_Problem details_
Only the number is wanted: how many lines contain the word "components"?

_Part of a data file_
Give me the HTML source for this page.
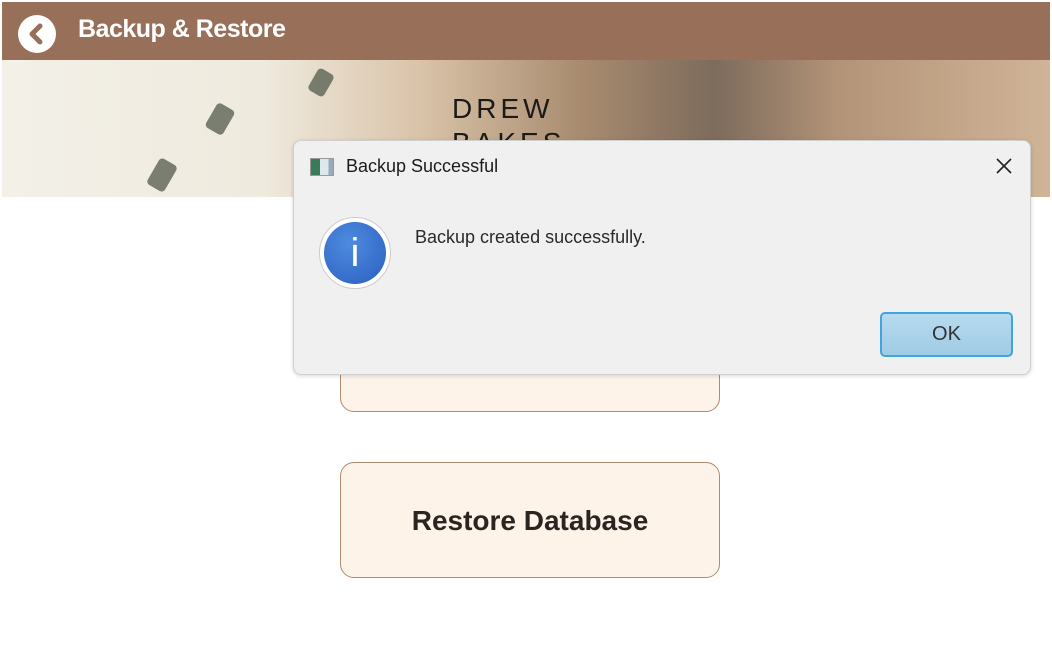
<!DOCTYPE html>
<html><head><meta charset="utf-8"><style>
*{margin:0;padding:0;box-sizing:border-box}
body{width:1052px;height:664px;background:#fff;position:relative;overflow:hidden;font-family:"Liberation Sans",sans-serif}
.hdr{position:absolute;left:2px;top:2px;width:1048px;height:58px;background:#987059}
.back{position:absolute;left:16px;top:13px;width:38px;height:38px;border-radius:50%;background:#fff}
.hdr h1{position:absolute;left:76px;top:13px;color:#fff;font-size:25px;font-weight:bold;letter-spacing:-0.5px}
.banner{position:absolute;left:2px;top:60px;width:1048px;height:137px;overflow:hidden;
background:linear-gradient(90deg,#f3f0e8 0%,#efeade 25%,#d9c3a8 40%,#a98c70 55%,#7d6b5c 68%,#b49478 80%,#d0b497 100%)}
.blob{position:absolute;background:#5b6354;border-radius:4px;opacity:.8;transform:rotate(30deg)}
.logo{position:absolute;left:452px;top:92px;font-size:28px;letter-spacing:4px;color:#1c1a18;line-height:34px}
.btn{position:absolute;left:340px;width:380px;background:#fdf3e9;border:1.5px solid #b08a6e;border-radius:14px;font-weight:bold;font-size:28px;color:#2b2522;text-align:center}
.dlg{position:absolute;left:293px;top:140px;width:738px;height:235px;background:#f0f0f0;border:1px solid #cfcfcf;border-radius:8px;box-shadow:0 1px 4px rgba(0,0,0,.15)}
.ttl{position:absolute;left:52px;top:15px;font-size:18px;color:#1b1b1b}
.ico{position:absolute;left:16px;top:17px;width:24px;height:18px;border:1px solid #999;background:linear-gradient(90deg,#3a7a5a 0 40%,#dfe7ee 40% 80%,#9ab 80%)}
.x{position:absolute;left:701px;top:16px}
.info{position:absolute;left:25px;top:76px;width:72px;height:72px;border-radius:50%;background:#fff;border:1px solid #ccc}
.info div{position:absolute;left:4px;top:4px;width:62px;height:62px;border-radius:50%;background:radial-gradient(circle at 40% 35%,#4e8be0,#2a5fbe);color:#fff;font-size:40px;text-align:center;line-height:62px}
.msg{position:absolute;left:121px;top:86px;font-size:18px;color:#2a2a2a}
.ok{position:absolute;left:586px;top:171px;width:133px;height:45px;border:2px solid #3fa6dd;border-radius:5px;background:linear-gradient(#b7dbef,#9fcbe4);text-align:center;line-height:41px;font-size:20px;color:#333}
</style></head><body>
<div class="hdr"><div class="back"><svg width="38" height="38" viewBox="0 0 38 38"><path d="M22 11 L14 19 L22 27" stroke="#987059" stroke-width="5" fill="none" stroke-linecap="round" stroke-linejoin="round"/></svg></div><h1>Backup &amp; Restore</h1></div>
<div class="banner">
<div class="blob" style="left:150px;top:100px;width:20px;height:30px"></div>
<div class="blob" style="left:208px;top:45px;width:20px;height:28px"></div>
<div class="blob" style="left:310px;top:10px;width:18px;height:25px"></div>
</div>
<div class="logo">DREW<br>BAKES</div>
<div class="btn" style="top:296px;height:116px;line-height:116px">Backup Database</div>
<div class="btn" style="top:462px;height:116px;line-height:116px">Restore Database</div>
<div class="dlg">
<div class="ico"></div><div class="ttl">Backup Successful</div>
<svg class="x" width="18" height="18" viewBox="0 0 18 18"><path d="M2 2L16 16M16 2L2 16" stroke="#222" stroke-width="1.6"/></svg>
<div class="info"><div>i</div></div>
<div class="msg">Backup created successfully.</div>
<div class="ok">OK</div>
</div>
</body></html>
==
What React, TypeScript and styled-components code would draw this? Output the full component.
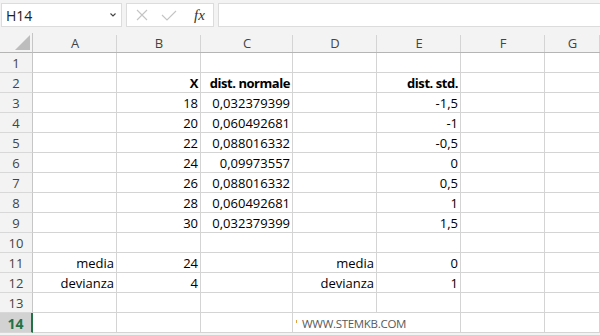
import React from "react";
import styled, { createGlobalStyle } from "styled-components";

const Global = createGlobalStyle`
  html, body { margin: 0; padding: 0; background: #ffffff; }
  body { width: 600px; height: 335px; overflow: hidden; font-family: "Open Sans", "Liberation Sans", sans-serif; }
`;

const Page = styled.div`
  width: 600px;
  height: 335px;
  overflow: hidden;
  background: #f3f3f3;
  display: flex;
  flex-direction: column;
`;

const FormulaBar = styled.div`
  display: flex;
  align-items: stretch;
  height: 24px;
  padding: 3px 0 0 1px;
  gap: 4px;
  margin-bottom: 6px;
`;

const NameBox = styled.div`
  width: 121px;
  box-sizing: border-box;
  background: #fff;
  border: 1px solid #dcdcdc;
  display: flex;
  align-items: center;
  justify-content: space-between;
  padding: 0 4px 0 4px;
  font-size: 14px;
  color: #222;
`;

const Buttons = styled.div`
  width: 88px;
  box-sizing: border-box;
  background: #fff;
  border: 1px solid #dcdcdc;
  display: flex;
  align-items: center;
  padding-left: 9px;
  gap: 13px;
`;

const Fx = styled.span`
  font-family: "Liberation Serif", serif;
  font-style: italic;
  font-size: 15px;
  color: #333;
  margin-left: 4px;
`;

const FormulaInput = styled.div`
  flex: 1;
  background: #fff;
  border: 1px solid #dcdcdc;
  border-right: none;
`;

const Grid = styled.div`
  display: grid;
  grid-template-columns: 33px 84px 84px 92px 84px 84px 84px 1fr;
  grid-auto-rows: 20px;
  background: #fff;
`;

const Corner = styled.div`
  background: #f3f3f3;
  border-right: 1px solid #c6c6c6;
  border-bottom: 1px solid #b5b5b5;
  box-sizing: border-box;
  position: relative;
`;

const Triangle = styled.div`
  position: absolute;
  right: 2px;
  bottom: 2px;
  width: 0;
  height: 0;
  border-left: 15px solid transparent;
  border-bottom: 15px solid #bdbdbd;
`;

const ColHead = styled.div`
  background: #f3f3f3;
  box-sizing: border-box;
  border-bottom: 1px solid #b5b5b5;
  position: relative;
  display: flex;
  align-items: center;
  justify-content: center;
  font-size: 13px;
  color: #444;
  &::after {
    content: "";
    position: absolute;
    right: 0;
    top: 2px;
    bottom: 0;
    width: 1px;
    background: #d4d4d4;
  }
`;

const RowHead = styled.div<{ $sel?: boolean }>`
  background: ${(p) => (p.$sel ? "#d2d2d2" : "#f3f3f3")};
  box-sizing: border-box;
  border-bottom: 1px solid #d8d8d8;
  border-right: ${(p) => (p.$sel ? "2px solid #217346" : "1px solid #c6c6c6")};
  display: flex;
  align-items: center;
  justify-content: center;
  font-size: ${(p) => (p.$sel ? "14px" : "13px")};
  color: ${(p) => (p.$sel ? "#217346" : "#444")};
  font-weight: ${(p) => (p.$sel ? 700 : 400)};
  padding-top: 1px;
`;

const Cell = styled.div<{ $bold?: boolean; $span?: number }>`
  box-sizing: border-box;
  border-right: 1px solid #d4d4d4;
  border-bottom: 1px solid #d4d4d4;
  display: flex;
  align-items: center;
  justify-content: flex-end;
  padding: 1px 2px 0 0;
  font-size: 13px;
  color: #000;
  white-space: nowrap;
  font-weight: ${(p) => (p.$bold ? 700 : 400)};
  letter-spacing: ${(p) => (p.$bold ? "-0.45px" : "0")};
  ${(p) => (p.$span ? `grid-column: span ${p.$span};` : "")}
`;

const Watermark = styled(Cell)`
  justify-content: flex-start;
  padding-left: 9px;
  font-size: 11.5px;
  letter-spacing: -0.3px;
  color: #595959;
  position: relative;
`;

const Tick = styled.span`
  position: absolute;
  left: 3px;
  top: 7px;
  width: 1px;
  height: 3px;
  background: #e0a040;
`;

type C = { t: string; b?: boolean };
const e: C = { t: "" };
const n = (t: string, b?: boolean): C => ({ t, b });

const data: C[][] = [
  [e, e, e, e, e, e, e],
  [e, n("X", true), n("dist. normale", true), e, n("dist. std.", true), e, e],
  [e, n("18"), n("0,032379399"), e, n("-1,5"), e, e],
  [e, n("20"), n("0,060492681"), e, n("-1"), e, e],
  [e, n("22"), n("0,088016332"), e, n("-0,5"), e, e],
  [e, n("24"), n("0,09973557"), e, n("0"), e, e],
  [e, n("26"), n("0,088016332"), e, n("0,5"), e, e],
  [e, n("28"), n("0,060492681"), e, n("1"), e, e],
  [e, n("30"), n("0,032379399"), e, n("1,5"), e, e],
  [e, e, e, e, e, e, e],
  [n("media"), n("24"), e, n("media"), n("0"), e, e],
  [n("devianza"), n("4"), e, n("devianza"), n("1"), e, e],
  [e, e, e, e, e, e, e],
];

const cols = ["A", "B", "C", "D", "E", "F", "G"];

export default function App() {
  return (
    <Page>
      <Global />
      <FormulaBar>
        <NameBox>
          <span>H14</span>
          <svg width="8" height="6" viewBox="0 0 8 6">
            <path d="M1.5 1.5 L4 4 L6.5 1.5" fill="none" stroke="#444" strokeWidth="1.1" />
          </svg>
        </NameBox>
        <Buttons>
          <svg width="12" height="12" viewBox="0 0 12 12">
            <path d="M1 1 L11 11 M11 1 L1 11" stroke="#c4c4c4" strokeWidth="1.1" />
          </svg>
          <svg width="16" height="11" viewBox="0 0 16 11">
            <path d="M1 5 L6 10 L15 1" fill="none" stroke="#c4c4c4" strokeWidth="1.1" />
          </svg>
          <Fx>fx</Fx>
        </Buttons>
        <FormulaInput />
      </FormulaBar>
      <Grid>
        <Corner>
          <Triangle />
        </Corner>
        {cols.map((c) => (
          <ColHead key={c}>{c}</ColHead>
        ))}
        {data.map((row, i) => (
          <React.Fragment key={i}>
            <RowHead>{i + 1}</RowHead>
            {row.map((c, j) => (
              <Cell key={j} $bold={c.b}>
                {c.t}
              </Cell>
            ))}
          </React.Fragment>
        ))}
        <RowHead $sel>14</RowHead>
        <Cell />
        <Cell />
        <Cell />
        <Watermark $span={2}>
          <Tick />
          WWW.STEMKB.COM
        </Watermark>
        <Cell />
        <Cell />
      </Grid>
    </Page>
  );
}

_Correct answer_
2